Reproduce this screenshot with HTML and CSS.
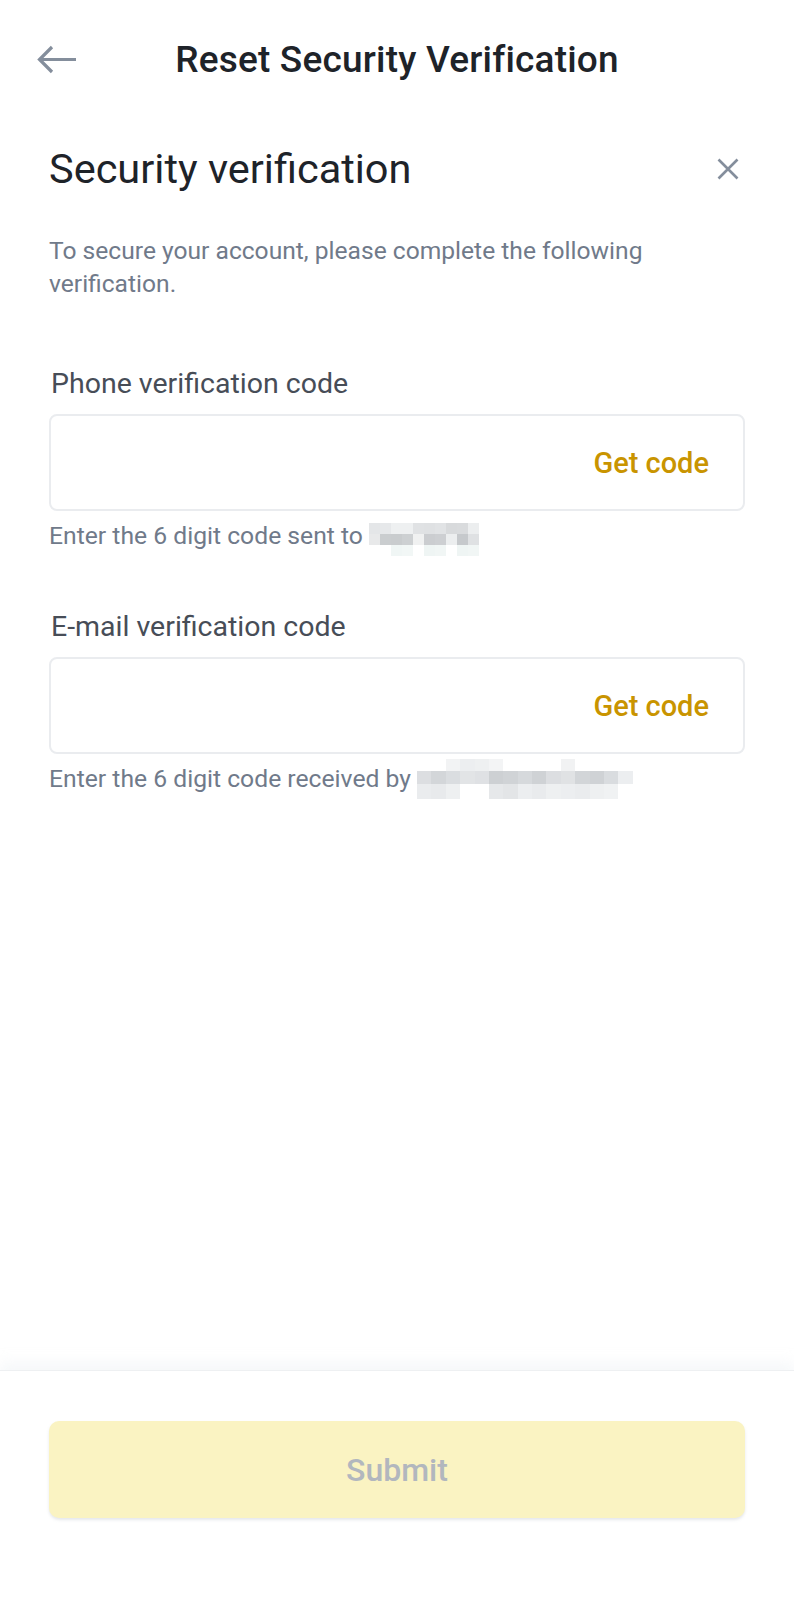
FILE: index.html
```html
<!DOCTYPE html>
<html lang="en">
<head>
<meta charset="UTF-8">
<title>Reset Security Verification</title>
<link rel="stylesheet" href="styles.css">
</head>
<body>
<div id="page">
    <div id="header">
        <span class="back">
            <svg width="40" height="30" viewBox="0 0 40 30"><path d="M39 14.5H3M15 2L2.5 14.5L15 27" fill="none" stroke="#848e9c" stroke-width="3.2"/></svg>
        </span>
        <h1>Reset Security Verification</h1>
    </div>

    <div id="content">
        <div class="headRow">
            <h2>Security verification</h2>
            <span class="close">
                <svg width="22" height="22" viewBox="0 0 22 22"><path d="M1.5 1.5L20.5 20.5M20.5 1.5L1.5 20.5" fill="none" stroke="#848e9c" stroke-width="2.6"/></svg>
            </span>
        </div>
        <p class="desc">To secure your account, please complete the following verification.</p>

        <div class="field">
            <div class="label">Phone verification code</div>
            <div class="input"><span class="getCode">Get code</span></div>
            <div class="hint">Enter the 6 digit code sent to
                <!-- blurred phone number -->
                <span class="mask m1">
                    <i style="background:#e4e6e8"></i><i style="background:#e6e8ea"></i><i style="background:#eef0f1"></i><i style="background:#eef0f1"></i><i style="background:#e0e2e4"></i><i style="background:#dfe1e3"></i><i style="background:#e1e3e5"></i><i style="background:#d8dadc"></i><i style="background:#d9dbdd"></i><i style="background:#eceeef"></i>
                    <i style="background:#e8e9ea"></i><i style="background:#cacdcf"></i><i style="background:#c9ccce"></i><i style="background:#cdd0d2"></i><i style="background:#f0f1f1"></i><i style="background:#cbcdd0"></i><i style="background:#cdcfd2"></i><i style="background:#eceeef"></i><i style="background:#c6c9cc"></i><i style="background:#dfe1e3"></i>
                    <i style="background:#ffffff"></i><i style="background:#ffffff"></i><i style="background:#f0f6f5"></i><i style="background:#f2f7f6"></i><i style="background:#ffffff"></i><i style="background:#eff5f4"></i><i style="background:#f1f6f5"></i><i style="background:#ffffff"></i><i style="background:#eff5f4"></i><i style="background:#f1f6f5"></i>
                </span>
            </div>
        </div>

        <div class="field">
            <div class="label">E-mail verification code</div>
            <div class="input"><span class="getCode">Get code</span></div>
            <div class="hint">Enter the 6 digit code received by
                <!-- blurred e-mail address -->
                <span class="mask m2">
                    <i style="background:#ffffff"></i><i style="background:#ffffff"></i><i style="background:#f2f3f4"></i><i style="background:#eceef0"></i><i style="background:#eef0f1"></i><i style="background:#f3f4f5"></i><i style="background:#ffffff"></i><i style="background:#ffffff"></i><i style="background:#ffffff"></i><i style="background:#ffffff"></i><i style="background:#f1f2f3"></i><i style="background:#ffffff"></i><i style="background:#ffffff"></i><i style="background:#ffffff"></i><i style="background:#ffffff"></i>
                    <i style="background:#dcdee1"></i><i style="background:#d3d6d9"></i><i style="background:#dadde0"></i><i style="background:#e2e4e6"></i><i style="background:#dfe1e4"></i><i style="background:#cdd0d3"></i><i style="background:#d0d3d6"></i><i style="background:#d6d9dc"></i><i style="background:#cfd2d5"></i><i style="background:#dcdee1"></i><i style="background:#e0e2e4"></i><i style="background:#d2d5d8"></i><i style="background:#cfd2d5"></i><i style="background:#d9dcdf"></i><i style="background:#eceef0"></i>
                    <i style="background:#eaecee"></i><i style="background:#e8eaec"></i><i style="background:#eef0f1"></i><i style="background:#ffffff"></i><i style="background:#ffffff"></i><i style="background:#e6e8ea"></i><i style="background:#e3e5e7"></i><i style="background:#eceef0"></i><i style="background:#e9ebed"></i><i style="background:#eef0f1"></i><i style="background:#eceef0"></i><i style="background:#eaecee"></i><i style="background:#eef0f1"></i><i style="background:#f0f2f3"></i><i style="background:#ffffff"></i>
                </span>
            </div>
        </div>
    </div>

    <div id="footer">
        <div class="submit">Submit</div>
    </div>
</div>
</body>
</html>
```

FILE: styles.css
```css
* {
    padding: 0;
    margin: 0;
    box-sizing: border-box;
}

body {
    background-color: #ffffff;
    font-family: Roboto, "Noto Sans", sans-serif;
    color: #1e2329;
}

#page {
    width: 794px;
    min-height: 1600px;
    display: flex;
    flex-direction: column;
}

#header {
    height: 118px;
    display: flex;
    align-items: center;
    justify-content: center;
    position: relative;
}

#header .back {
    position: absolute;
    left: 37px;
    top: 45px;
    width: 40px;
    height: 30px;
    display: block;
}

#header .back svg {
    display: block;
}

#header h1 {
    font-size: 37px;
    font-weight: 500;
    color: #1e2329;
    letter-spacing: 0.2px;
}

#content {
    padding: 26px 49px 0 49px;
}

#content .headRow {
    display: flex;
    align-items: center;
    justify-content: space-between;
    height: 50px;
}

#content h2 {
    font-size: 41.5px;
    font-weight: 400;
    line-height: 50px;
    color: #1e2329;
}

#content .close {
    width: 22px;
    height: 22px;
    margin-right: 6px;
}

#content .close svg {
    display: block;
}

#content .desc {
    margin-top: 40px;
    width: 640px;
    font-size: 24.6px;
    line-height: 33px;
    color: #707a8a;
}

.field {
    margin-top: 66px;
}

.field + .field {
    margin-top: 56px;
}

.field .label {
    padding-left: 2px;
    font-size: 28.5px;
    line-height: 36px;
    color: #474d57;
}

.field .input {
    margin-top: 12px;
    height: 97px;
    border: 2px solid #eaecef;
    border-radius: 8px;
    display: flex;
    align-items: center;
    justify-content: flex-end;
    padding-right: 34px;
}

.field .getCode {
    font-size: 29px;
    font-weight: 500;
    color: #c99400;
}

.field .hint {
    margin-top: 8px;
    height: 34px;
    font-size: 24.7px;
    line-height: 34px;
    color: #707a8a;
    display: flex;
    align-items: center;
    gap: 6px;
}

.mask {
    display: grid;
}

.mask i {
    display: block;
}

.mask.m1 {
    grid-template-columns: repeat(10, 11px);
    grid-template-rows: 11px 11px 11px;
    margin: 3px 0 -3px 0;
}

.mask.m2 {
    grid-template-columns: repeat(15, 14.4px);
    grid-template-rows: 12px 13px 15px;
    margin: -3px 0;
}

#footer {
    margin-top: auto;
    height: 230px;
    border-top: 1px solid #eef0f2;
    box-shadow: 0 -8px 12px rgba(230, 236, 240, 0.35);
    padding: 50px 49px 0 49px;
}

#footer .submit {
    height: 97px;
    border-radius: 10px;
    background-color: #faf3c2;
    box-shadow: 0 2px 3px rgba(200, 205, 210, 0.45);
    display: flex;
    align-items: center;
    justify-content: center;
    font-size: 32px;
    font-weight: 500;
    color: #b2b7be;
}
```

============================================================

_To do_
In the copy, include no pictures; restate the listing above exactly.

_Written response_
Reproduce this screenshot with HTML and CSS.
FILE: index.html
```html
<!DOCTYPE html>
<html lang="en">
<head>
<meta charset="UTF-8">
<title>Reset Security Verification</title>
<link rel="stylesheet" href="styles.css">
</head>
<body>
<div id="page">
    <div id="header">
        <span class="back">
            <svg width="40" height="30" viewBox="0 0 40 30"><path d="M39 14.5H3M15 2L2.5 14.5L15 27" fill="none" stroke="#848e9c" stroke-width="3.2"/></svg>
        </span>
        <h1>Reset Security Verification</h1>
    </div>

    <div id="content">
        <div class="headRow">
            <h2>Security verification</h2>
            <span class="close">
                <svg width="22" height="22" viewBox="0 0 22 22"><path d="M1.5 1.5L20.5 20.5M20.5 1.5L1.5 20.5" fill="none" stroke="#848e9c" stroke-width="2.6"/></svg>
            </span>
        </div>
        <p class="desc">To secure your account, please complete the following verification.</p>

        <div class="field">
            <div class="label">Phone verification code</div>
            <div class="input"><span class="getCode">Get code</span></div>
            <div class="hint">Enter the 6 digit code sent to
                <!-- blurred phone number -->
                <span class="mask m1">
                    <i style="background:#e4e6e8"></i><i style="background:#e6e8ea"></i><i style="background:#eef0f1"></i><i style="background:#eef0f1"></i><i style="background:#e0e2e4"></i><i style="background:#dfe1e3"></i><i style="background:#e1e3e5"></i><i style="background:#d8dadc"></i><i style="background:#d9dbdd"></i><i style="background:#eceeef"></i>
                    <i style="background:#e8e9ea"></i><i style="background:#cacdcf"></i><i style="background:#c9ccce"></i><i style="background:#cdd0d2"></i><i style="background:#f0f1f1"></i><i style="background:#cbcdd0"></i><i style="background:#cdcfd2"></i><i style="background:#eceeef"></i><i style="background:#c6c9cc"></i><i style="background:#dfe1e3"></i>
                    <i style="background:#ffffff"></i><i style="background:#ffffff"></i><i style="background:#f0f6f5"></i><i style="background:#f2f7f6"></i><i style="background:#ffffff"></i><i style="background:#eff5f4"></i><i style="background:#f1f6f5"></i><i style="background:#ffffff"></i><i style="background:#eff5f4"></i><i style="background:#f1f6f5"></i>
                </span>
            </div>
        </div>

        <div class="field">
            <div class="label">E-mail verification code</div>
            <div class="input"><span class="getCode">Get code</span></div>
            <div class="hint">Enter the 6 digit code received by
                <!-- blurred e-mail address -->
                <span class="mask m2">
                    <i style="background:#ffffff"></i><i style="background:#ffffff"></i><i style="background:#f2f3f4"></i><i style="background:#eceef0"></i><i style="background:#eef0f1"></i><i style="background:#f3f4f5"></i><i style="background:#ffffff"></i><i style="background:#ffffff"></i><i style="background:#ffffff"></i><i style="background:#ffffff"></i><i style="background:#f1f2f3"></i><i style="background:#ffffff"></i><i style="background:#ffffff"></i><i style="background:#ffffff"></i><i style="background:#ffffff"></i>
                    <i style="background:#dcdee1"></i><i style="background:#d3d6d9"></i><i style="background:#dadde0"></i><i style="background:#e2e4e6"></i><i style="background:#dfe1e4"></i><i style="background:#cdd0d3"></i><i style="background:#d0d3d6"></i><i style="background:#d6d9dc"></i><i style="background:#cfd2d5"></i><i style="background:#dcdee1"></i><i style="background:#e0e2e4"></i><i style="background:#d2d5d8"></i><i style="background:#cfd2d5"></i><i style="background:#d9dcdf"></i><i style="background:#eceef0"></i>
                    <i style="background:#eaecee"></i><i style="background:#e8eaec"></i><i style="background:#eef0f1"></i><i style="background:#ffffff"></i><i style="background:#ffffff"></i><i style="background:#e6e8ea"></i><i style="background:#e3e5e7"></i><i style="background:#eceef0"></i><i style="background:#e9ebed"></i><i style="background:#eef0f1"></i><i style="background:#eceef0"></i><i style="background:#eaecee"></i><i style="background:#eef0f1"></i><i style="background:#f0f2f3"></i><i style="background:#ffffff"></i>
                </span>
            </div>
        </div>
    </div>

    <div id="footer">
        <div class="submit">Submit</div>
    </div>
</div>
</body>
</html>
```

FILE: styles.css
```css
* {
    padding: 0;
    margin: 0;
    box-sizing: border-box;
}

body {
    background-color: #ffffff;
    font-family: Roboto, "Noto Sans", sans-serif;
    color: #1e2329;
}

#page {
    width: 794px;
    min-height: 1600px;
    display: flex;
    flex-direction: column;
}

#header {
    height: 118px;
    display: flex;
    align-items: center;
    justify-content: center;
    position: relative;
}

#header .back {
    position: absolute;
    left: 37px;
    top: 45px;
    width: 40px;
    height: 30px;
    display: block;
}

#header .back svg {
    display: block;
}

#header h1 {
    font-size: 37px;
    font-weight: 500;
    color: #1e2329;
    letter-spacing: 0.2px;
}

#content {
    padding: 26px 49px 0 49px;
}

#content .headRow {
    display: flex;
    align-items: center;
    justify-content: space-between;
    height: 50px;
}

#content h2 {
    font-size: 41.5px;
    font-weight: 400;
    line-height: 50px;
    color: #1e2329;
}

#content .close {
    width: 22px;
    height: 22px;
    margin-right: 6px;
}

#content .close svg {
    display: block;
}

#content .desc {
    margin-top: 40px;
    width: 640px;
    font-size: 24.6px;
    line-height: 33px;
    color: #707a8a;
}

.field {
    margin-top: 66px;
}

.field + .field {
    margin-top: 56px;
}

.field .label {
    padding-left: 2px;
    font-size: 28.5px;
    line-height: 36px;
    color: #474d57;
}

.field .input {
    margin-top: 12px;
    height: 97px;
    border: 2px solid #eaecef;
    border-radius: 8px;
    display: flex;
    align-items: center;
    justify-content: flex-end;
    padding-right: 34px;
}

.field .getCode {
    font-size: 29px;
    font-weight: 500;
    color: #c99400;
}

.field .hint {
    margin-top: 8px;
    height: 34px;
    font-size: 24.7px;
    line-height: 34px;
    color: #707a8a;
    display: flex;
    align-items: center;
    gap: 6px;
}

.mask {
    display: grid;
}

.mask i {
    display: block;
}

.mask.m1 {
    grid-template-columns: repeat(10, 11px);
    grid-template-rows: 11px 11px 11px;
    margin: 3px 0 -3px 0;
}

.mask.m2 {
    grid-template-columns: repeat(15, 14.4px);
    grid-template-rows: 12px 13px 15px;
    margin: -3px 0;
}

#footer {
    margin-top: auto;
    height: 230px;
    border-top: 1px solid #eef0f2;
    box-shadow: 0 -8px 12px rgba(230, 236, 240, 0.35);
    padding: 50px 49px 0 49px;
}

#footer .submit {
    height: 97px;
    border-radius: 10px;
    background-color: #faf3c2;
    box-shadow: 0 2px 3px rgba(200, 205, 210, 0.45);
    display: flex;
    align-items: center;
    justify-content: center;
    font-size: 32px;
    font-weight: 500;
    color: #b2b7be;
}
```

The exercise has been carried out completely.